>> BEGIN

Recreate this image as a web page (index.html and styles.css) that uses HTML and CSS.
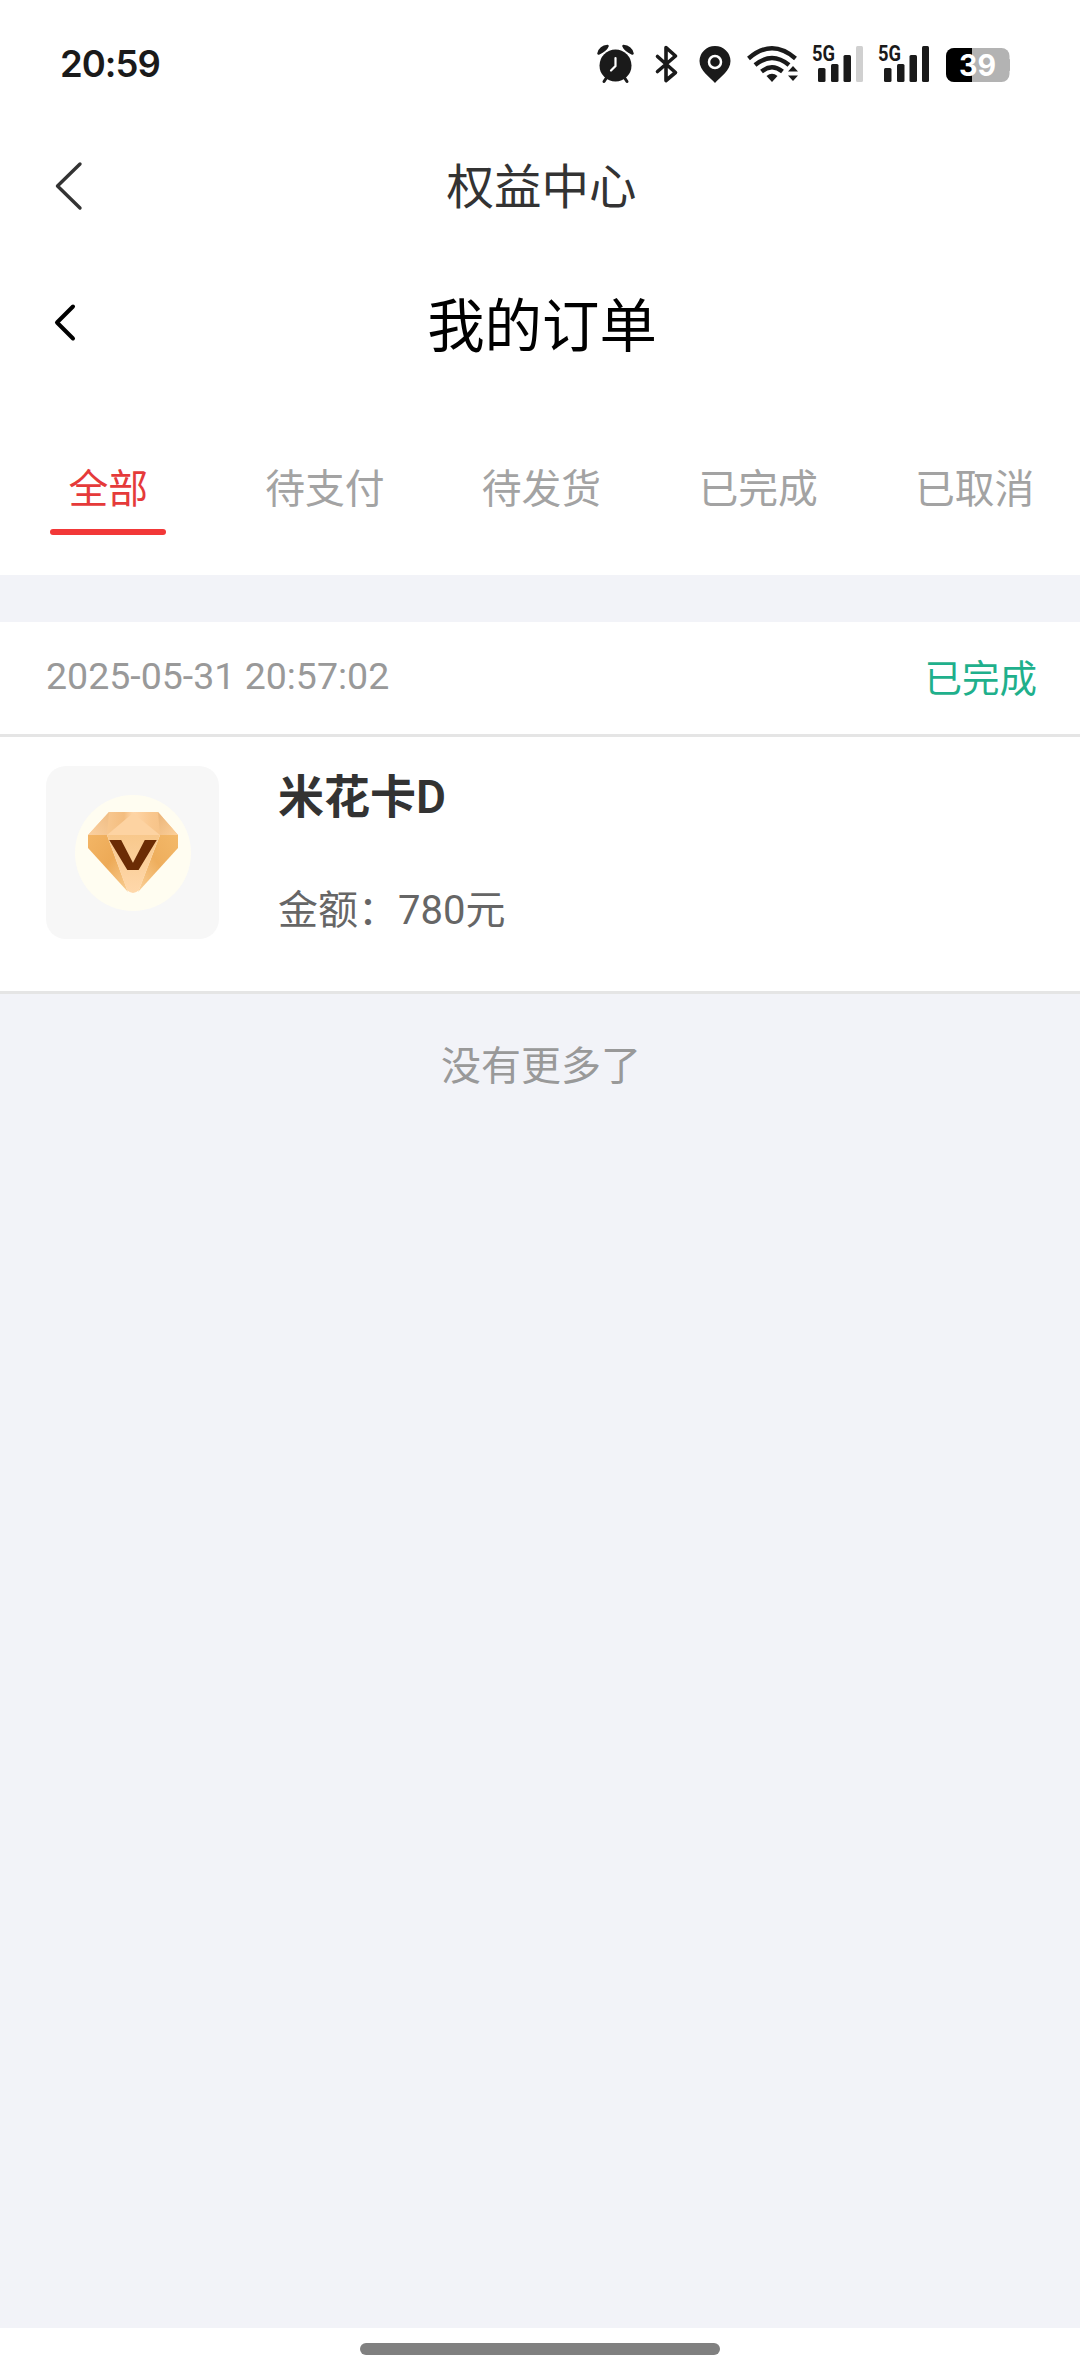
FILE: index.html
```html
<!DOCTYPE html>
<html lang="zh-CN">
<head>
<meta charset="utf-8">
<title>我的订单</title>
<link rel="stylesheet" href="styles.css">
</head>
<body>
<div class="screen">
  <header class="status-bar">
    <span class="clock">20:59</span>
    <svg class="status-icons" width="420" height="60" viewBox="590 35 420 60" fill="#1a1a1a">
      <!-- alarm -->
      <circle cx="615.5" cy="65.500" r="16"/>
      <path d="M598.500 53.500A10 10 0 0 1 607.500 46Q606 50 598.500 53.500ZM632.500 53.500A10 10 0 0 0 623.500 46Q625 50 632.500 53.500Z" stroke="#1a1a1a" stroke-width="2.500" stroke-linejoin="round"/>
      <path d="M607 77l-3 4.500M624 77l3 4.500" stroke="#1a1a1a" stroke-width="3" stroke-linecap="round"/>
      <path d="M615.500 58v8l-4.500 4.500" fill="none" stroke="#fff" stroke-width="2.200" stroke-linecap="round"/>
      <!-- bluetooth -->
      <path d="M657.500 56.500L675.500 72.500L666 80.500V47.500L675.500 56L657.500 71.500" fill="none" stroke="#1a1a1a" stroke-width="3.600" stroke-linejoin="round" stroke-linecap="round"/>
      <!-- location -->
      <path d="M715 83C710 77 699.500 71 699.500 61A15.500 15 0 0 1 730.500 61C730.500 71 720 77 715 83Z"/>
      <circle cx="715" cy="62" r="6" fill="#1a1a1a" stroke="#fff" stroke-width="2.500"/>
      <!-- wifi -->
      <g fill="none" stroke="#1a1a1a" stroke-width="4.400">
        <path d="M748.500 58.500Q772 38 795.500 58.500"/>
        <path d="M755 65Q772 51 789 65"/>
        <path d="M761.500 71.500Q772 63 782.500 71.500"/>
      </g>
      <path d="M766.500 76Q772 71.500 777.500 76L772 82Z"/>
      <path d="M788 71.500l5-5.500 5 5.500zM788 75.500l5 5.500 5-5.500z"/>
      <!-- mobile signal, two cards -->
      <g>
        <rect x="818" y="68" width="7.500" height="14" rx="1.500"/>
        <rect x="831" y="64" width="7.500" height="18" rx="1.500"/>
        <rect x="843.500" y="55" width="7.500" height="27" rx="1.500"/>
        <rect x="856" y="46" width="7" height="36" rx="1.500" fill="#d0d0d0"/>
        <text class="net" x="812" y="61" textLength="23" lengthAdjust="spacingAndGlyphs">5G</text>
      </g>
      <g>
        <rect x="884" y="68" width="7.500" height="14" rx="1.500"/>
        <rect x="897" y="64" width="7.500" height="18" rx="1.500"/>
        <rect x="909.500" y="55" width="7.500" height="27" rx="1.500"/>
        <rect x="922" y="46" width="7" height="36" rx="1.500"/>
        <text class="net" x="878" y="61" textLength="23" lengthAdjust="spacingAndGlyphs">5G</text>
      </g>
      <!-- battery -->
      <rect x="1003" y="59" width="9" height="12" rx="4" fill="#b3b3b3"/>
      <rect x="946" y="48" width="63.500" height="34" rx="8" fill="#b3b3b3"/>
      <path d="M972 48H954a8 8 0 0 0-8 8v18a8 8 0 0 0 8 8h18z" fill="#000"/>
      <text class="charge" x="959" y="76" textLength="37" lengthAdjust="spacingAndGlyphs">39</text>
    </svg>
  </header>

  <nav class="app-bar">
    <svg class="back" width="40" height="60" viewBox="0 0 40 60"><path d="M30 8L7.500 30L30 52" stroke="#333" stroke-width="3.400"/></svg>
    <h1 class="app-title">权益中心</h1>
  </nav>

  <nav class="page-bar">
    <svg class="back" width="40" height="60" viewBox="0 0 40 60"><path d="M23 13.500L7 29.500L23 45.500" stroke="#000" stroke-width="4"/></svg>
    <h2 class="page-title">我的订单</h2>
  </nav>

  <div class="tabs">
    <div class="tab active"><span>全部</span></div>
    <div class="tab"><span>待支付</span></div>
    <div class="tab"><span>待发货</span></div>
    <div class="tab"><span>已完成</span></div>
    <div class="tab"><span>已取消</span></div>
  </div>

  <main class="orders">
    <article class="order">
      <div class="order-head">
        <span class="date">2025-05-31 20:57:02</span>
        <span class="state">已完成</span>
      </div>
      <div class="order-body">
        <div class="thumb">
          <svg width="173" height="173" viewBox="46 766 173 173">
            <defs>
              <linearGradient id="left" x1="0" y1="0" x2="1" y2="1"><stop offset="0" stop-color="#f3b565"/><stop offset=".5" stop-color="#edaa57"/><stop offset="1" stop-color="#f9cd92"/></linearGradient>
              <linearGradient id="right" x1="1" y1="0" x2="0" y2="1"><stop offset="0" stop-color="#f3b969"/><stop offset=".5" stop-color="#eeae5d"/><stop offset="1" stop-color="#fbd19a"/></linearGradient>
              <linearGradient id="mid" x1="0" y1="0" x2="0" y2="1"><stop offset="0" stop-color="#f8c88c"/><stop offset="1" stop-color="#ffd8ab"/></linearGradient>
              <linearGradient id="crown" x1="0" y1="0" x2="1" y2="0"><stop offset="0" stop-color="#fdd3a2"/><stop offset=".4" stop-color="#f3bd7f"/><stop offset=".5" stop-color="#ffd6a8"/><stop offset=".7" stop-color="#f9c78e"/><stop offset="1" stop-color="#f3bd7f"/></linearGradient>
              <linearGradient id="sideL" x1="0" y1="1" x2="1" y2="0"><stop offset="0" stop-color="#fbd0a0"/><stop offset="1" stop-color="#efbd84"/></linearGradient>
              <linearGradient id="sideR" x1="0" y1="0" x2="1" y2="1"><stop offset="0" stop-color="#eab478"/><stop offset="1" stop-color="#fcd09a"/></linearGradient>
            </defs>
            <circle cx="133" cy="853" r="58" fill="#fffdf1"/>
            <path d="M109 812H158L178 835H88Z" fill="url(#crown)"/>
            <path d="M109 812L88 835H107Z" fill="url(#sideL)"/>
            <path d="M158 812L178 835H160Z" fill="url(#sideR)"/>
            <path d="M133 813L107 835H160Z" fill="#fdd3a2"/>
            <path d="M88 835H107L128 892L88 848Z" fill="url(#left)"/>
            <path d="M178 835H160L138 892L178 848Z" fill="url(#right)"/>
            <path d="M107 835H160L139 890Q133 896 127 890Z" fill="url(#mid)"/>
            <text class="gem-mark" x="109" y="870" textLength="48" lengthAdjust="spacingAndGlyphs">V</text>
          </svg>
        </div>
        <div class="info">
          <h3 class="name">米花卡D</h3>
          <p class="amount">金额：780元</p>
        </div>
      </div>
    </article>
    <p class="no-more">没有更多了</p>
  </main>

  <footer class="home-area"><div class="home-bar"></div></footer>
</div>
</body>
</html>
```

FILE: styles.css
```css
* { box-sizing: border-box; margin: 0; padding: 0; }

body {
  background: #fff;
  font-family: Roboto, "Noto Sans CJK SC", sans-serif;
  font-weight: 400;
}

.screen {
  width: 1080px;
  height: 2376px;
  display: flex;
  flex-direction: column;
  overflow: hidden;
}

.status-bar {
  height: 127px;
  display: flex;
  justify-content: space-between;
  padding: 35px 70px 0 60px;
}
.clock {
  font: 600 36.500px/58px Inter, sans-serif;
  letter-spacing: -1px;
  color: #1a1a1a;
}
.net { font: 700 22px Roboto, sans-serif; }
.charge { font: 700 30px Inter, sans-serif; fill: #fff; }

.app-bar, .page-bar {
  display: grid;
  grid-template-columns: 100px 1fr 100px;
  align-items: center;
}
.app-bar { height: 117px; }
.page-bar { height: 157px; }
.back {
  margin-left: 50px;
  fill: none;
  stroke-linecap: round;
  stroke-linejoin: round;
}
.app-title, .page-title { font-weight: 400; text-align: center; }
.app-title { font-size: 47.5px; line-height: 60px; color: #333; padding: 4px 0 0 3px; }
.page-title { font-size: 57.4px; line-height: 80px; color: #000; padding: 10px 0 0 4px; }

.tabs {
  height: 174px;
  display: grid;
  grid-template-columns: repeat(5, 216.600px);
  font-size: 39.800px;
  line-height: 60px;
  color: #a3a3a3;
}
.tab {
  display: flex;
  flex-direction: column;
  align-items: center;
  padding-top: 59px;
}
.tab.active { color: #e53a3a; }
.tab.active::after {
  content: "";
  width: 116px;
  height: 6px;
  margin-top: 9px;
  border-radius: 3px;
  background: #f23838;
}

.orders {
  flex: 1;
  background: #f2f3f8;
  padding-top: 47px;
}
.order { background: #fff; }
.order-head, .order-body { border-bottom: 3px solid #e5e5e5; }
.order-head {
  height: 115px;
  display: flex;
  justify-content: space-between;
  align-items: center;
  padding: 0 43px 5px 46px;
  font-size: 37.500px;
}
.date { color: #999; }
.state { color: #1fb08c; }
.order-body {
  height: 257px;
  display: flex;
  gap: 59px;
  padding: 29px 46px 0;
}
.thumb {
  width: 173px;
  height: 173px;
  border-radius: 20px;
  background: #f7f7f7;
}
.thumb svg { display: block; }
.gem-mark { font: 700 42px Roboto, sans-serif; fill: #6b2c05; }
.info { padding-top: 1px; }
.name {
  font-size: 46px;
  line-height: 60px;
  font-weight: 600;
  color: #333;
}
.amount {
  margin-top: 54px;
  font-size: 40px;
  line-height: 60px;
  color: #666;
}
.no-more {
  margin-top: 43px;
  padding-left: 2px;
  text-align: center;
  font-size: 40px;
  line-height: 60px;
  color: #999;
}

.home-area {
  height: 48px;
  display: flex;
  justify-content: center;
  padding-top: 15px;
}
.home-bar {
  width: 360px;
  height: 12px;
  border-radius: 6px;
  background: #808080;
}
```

>> END

- TO BE DONE -
Go through the listing above and report how many of its lines contain the word "styles", with only the number as output.

- ANSWER TO THE PROBLEM -
3